Job
Report only how many lines hold the word "components".

----- Data -----

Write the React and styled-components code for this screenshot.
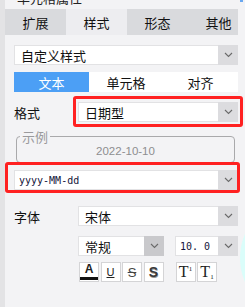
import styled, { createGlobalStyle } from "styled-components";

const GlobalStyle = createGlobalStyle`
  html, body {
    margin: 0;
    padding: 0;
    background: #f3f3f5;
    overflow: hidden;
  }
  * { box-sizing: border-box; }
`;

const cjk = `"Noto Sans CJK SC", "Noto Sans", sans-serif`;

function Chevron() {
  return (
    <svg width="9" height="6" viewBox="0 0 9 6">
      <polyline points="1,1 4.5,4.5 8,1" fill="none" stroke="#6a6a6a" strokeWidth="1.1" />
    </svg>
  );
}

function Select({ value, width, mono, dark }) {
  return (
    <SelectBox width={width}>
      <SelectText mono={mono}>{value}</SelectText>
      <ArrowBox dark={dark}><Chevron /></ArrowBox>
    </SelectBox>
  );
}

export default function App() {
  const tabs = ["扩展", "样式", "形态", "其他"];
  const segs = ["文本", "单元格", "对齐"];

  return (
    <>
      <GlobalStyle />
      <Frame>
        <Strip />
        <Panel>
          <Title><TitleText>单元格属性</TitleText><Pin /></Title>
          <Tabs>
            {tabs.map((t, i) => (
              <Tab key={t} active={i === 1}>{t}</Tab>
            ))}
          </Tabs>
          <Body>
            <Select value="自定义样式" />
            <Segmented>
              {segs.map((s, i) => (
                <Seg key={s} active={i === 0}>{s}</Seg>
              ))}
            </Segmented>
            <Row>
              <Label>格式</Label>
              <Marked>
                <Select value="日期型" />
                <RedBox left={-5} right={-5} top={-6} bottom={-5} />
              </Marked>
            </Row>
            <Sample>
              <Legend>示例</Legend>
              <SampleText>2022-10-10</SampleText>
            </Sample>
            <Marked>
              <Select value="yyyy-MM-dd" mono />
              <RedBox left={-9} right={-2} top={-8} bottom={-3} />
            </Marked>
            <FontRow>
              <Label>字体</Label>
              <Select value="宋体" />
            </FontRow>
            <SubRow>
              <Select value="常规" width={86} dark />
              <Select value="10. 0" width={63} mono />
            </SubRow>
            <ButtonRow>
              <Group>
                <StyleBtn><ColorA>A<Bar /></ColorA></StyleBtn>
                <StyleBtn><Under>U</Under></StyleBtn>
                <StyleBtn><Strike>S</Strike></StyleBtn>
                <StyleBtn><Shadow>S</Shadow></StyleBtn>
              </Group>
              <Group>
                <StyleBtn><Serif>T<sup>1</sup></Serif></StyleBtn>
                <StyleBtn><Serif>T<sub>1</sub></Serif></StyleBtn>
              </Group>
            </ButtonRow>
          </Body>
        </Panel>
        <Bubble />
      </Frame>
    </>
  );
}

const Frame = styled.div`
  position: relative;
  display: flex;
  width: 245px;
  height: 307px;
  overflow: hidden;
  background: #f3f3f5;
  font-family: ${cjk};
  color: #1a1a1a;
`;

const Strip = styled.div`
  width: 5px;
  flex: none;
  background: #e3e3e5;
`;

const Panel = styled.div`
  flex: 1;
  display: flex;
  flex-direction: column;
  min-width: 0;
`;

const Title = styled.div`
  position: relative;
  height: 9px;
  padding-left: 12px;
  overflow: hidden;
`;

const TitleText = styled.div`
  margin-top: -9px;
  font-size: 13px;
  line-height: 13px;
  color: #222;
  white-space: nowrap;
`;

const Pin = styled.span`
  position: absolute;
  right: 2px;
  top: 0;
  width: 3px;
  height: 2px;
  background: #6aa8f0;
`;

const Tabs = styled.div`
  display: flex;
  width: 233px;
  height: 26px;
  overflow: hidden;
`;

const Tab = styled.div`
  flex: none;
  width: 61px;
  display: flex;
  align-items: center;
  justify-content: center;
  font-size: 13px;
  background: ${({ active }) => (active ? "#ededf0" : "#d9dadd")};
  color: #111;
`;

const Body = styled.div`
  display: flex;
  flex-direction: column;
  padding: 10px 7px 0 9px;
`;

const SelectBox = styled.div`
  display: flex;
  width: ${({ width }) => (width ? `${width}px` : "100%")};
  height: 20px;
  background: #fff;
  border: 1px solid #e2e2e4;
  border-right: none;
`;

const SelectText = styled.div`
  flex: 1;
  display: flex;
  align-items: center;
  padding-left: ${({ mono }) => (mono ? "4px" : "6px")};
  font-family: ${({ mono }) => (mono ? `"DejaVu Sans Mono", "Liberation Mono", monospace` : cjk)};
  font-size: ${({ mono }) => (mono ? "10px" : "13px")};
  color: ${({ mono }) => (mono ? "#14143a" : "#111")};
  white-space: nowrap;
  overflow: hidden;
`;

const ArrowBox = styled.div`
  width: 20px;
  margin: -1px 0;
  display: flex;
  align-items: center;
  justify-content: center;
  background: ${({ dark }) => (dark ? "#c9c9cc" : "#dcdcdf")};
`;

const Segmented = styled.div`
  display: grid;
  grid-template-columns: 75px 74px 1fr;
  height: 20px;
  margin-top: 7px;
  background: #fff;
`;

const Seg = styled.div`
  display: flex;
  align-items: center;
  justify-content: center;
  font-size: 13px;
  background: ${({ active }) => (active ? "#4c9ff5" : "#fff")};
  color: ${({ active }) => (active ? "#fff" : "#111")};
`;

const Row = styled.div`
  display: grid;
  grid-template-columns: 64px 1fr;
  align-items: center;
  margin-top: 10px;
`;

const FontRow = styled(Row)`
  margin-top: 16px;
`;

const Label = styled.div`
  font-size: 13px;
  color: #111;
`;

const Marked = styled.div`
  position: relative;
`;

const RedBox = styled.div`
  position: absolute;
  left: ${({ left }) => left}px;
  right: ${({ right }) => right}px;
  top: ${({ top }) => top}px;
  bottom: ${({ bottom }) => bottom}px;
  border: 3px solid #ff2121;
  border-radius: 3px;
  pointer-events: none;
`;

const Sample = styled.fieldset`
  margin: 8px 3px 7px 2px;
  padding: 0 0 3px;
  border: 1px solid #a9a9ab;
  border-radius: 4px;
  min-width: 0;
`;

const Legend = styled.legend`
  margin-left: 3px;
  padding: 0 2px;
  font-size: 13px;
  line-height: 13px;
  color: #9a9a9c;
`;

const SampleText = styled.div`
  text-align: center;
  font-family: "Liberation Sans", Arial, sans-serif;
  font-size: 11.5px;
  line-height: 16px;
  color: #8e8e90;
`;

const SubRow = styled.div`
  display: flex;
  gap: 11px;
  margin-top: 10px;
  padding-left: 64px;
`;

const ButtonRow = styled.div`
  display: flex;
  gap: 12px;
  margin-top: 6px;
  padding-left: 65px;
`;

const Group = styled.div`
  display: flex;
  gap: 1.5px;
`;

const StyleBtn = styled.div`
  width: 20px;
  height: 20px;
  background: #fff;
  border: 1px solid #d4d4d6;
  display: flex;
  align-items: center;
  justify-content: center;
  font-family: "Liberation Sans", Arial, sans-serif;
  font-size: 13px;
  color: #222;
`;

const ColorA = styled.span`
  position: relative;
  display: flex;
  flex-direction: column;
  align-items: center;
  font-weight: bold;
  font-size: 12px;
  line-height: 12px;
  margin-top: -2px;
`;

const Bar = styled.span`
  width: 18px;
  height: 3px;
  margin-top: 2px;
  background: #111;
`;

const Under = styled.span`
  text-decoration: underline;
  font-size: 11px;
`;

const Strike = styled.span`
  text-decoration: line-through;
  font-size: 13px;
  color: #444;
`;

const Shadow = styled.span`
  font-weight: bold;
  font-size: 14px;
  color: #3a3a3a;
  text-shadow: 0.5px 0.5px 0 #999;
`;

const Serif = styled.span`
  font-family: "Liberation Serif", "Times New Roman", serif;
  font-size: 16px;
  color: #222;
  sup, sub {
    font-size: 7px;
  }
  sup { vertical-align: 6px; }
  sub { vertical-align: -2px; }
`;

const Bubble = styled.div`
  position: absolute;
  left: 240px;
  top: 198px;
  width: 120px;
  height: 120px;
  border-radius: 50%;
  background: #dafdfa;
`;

-----

Solved problem
2